Entgegen der Ansicht der Antragsgegner ist das Begehren der Antragstellerin, die Anpflanzungen und Ausbauten zu entfernen, wegen der tatsächlichen Einschränkung der Nutzungsmöglichkeit auch nicht rechtsmissbräuchlich, zumal die Ausweitung der Terrassenanlagen nicht unerheblich gewesen ist.

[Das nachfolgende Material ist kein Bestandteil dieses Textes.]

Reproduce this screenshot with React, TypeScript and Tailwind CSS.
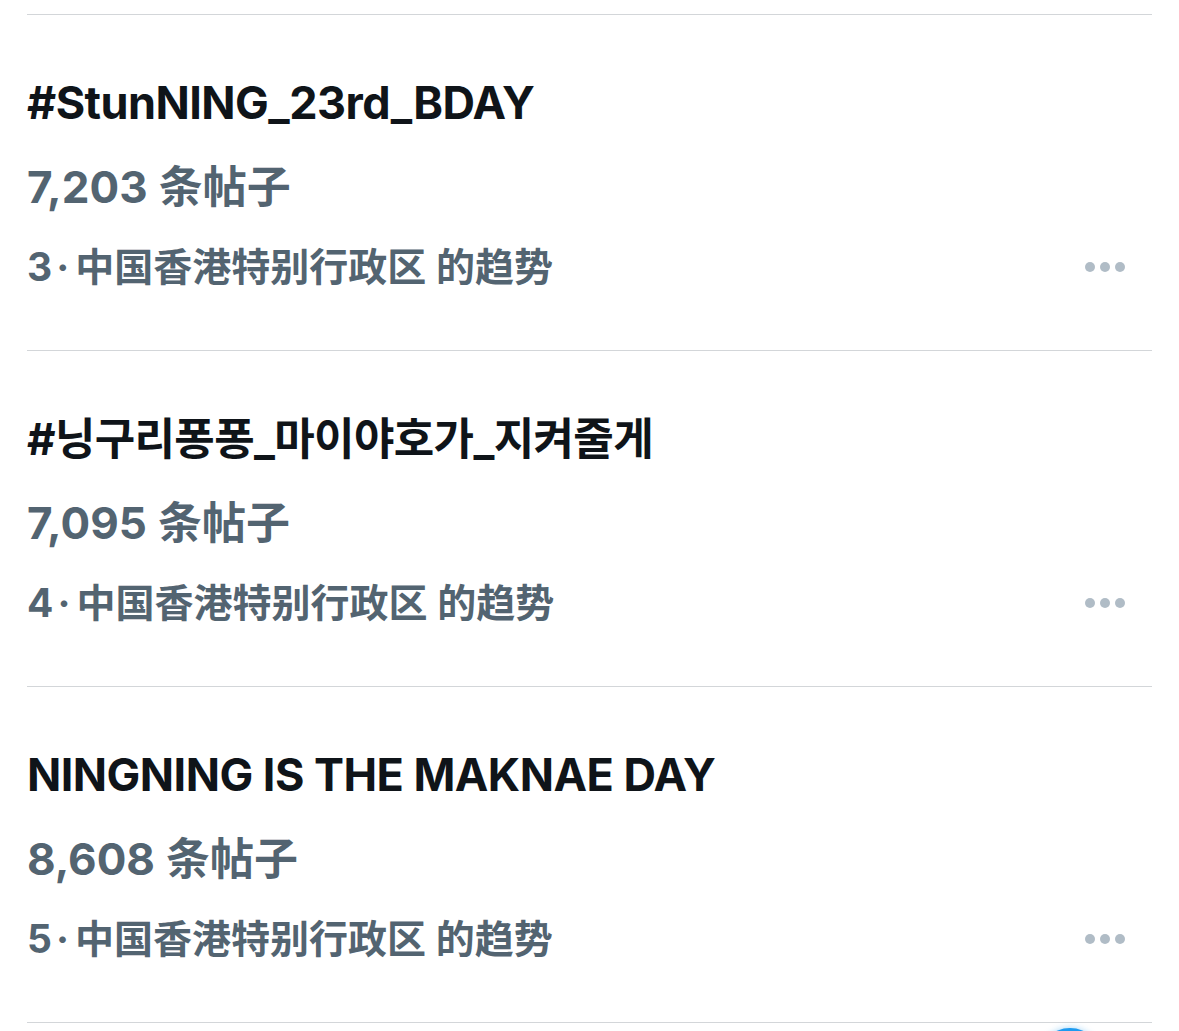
import React from "react";

const latin = '"Inter", "Noto Sans CJK SC", sans-serif';

type Trend = { title: string; count: string; rank: string; kr?: boolean };

const trends: Trend[] = [
  { title: "#StunNING_23rd_BDAY", count: "7,203", rank: "3" },
  { title: "#닝구리퐁퐁_마이야호가_지켜줄게", count: "7,095", rank: "4", kr: true },
  { title: "NINGNING IS THE MAKNAE DAY", count: "8,608", rank: "5" },
];

function Dots() {
  return (
    <div className="flex items-center gap-[5px] pr-[27px]">
      <span className="block h-[10px] w-[10px] rounded-full bg-[#b0bcc6]" />
      <span className="block h-[10px] w-[10px] rounded-full bg-[#b0bcc6]" />
      <span className="block h-[10px] w-[10px] rounded-full bg-[#b0bcc6]" />
    </div>
  );
}

function Item({ t }: { t: Trend }) {
  return (
    <div className="border-t border-[#d3d6d9]">
      <div className="flex flex-col pt-[64px] pb-[61px]">
        {t.kr ? (
          <div
            className="h-[48px] text-[44px] leading-[48px] font-bold tracking-[-0.015em] text-[#0f1419] whitespace-nowrap"
            style={{ fontFamily: '"Inter", "Noto Sans CJK KR", sans-serif' }}
          >
            {t.title}
          </div>
        ) : (
          <div
            className="h-[48px] text-[45px] leading-[48px] font-bold tracking-[-0.012em] text-[#0f1419] whitespace-nowrap"
            style={{ fontFamily: latin }}
          >
            {t.title}
          </div>
        )}
        <div
          className="mt-[36px] h-[48px] text-[44px] leading-[48px] text-[#536471] whitespace-nowrap"
          style={{ fontFamily: latin }}
        >
          <span className="font-bold">{t.count}</span>
          <span className="font-semibold"> 条帖子</span>
        </div>
        <div className="mt-[34px] flex h-[44px] items-center justify-between">
          <div
            className="flex items-baseline text-[39px] leading-[44px] text-[#536471] whitespace-nowrap"
            style={{ fontFamily: latin }}
          >
            <span className="font-bold">{t.rank}</span>
            <span className="ml-[4px] mr-[6px] font-bold">·</span>
            <span className="font-semibold">中国香港特别行政区 的趋势</span>
          </div>
          <Dots />
        </div>
      </div>
    </div>
  );
}

export default function App() {
  return (
    <div className="relative h-[1031px] w-[1179px] overflow-hidden bg-white">
      <div className="px-[27px] pt-[14px]">
        {trends.map((t) => (
          <Item key={t.rank} t={t} />
        ))}
        <div className="border-t border-[#d3d6d9]" />
      </div>
      <div className="absolute left-[1038px] top-[1028px] h-[64px] w-[64px] rounded-full bg-[#1d9bf0] shadow-[0_0_6px_rgba(29,155,240,0.4)]" />
    </div>
  );
}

2. Soweit die Antragsgegner in der Beschwerdebegründung an ihrer Auffassung festhalten, allein aufgrund des zeitlichen Ablaufs sei das Begehren der Antragstellerin rechtsmissbräuchlich, verbleibt es auch nach nochmaliger Überprüfung durch den Senat bei der bereits im Beschluss vom 12. Oktober 2000 vertretenen Ansicht. Der Senat weist die Antragsgegner erneut darauf hin, dass bereits das Amtsgericht zutreffend ausgeführt hat, dass die Antragsgegner sich nicht auf einen Bestandschutz berufen können, nachdem der Beschluss der Eigentümergemeinschaft vom 13. Juni 1996 über die Genehmigung von Terrassenausbauten vom Amtsgericht mit Beschluss vom 3. Dezember 1996 rechtskräftig für ungültig erklärt wurde.

III.

Da die sofortige weitere Beschwerde der Antragsgegnerin gegenüber dem früheren Vorbringen keine nennenswerten weiteren Gesichtspunkte aufzeigt, Rechtsfehler in dem angefochtenen Beschluss der Kammer nicht vorliegen und den Antragsgegnern die Rechtsansicht des Senats bereits aus dem Beschluss vom 12. Oktober 2000 bekannt gewesen ist und die Kammer die seinerzeit noch fehlenden Tatsachenstellungen nachgeholt hat, erscheint es angemessen, nach § 47 Satz 2 WEG zu bestimmen, dass die außergerichtlichen Kosten dieses zweiten weiteren Beschwerdeverfahrens der Antragstellerin durch die Antragsgegner zu erstatten sind.

Die Festsetzung des Beschwerdewertes orientiert sich an der Festsetzung durch die Kammer, welche von den Beteiligten nicht beanstandet worden ist und gegen die auch sachliche Einwände nicht ersichtlich sind.